Deborah Aleyne Lapeyre wrote:
> What I don't see is the necessity of explaining literal result elements
> as a "shorthand" for anything. They are this, they do that, and nodes
> are written to the result tree, with this for a namespace. Beginners
> do not need complete stories, they need correct conceptual models.

Yes, you are right, and I don't think I implied that it was a necessity
to explain it as "shorthand", which I admit isn't entirely accurate.

Rather I was saying that it would potentially be a good way to reinforce
the correct understanding of the processing model and what literal result
elements actually are & do w.r.t. the result tree.

The where & why using one or the other, and the ramifications as far as
understanding namespace nodes and the significance of the XSLT namespace
URI, are more advanced topics that can be addressed and perhaps better 
understood later.

> Controversially: I also think that the idea for "pull"
> (or fill-in-the-blank) stylesheets does not belong in the
> first day of a multi-day beginner class.

There is a bit of guesswork in knowing how much preparation your 
students, or readers, if you write informative articles, have, and what 
assumptions they are operating under.

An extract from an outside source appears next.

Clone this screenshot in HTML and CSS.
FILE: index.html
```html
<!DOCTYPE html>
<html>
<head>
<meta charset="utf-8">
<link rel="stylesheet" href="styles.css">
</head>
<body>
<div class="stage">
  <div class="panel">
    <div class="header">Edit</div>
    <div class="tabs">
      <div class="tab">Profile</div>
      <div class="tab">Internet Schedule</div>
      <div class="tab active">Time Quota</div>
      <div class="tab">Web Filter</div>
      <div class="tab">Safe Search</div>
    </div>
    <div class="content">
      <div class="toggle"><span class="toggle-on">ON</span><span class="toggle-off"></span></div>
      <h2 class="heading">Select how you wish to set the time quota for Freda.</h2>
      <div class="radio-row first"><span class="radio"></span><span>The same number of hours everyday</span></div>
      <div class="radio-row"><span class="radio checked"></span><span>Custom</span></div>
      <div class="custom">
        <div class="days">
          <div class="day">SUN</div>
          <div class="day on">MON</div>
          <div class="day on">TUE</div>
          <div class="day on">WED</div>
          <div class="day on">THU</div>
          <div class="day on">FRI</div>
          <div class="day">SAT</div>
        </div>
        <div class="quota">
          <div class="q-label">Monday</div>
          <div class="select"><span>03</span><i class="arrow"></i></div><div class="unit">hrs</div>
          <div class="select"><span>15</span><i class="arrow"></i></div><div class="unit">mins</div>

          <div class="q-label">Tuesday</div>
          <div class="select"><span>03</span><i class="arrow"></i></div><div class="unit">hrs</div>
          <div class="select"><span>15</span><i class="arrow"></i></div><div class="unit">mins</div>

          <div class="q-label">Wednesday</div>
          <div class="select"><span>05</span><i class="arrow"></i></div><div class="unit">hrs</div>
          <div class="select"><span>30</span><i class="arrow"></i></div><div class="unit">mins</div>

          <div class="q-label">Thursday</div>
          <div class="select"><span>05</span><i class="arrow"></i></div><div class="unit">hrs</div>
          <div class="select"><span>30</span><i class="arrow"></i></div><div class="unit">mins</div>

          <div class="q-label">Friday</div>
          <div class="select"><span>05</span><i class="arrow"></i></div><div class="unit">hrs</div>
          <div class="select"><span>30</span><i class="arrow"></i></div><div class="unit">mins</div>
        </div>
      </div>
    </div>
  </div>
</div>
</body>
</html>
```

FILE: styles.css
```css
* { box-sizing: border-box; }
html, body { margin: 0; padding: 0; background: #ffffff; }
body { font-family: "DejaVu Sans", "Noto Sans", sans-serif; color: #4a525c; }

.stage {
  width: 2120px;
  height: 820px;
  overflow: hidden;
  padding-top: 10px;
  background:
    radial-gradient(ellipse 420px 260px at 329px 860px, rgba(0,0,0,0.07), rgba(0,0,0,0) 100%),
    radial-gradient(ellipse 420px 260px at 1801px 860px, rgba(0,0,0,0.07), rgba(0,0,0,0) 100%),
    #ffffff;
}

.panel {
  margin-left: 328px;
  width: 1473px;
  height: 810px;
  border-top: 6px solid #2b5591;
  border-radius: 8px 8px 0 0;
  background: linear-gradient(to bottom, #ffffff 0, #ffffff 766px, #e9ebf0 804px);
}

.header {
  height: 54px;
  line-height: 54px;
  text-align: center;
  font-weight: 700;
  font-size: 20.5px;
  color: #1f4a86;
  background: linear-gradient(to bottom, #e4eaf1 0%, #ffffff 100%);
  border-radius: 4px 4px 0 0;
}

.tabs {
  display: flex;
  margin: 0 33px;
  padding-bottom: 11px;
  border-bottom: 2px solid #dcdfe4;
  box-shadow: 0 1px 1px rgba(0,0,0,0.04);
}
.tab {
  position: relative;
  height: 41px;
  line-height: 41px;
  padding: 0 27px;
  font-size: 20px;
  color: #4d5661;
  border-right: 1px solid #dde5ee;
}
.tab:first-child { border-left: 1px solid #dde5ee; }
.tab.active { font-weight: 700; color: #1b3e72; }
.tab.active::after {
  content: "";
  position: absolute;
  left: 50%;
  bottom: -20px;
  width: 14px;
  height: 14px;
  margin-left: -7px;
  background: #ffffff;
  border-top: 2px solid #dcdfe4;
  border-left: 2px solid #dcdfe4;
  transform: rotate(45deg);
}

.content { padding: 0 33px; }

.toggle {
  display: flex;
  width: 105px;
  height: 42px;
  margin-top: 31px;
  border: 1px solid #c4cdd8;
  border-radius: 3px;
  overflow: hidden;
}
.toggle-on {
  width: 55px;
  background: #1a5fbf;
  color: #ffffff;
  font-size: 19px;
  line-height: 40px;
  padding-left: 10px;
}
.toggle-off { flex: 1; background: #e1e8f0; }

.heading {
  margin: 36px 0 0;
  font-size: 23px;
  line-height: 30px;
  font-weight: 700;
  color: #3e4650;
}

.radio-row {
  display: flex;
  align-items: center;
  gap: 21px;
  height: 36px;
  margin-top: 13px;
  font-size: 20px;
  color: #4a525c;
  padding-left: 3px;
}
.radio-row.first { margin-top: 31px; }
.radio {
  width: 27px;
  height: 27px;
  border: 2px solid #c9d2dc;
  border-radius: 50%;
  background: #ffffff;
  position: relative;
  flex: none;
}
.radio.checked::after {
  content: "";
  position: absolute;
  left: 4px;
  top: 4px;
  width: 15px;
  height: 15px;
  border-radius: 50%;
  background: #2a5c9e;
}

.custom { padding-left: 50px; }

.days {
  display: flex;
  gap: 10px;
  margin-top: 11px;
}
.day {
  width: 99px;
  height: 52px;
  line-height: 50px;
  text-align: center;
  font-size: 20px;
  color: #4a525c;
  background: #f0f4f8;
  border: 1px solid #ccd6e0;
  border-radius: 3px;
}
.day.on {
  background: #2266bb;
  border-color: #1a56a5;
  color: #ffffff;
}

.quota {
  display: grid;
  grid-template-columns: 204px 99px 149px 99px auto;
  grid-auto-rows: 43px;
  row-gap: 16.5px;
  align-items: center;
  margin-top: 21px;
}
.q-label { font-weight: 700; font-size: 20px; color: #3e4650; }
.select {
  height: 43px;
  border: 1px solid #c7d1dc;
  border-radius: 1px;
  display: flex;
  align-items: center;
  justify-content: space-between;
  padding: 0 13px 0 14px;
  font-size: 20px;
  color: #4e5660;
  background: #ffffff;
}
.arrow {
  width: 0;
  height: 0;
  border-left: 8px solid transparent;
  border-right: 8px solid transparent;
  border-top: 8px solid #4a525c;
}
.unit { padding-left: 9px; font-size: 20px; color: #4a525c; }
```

You want to steer them away from 
common misconceptions and bad habits early, yet you don't want to immerse 
them in intangible concepts for too long without providing code samples.

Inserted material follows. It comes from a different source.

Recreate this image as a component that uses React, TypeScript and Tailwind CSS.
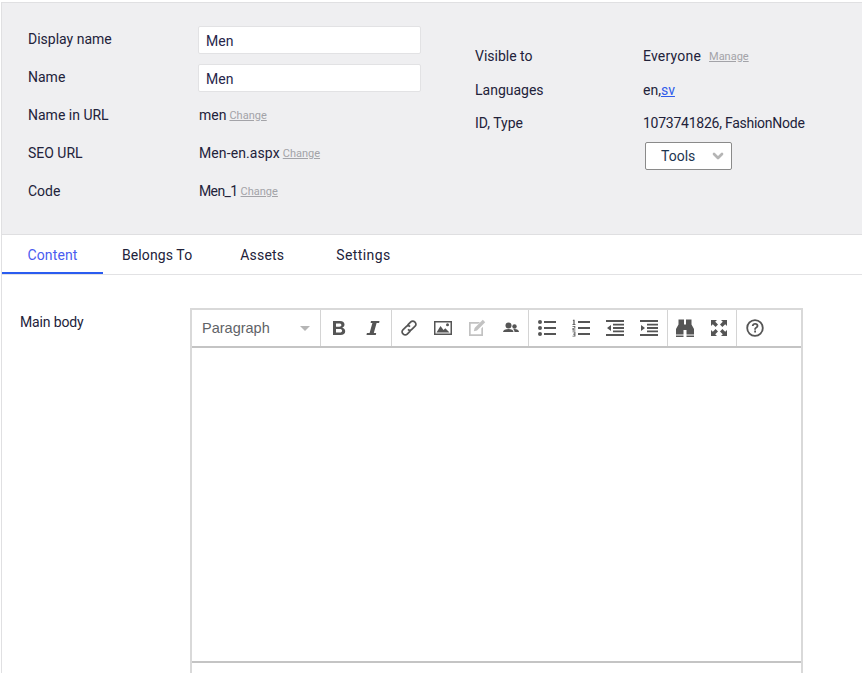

When I was writing my 'XML tutorial', I was trying to take the approach
that this is how I wish I could have learned XML, concepts first, syntax
and code samples last. But I have to admit that my first temptation when
explaining XSLT to someone is right off the bat to show them an XHTML
document containing 
  <xsl:value-of select="/path/to/data/in/an/xml/doc"/>,
which I think is pretty easy for the beginner to grasp, especially if
they've had any experience with PHP, ASP, Cold Fusion, etc.; and in fact I 
operate under the assumption that this is where they are coming from, that 
they are thinking in terms of these text-substitution oriented languages.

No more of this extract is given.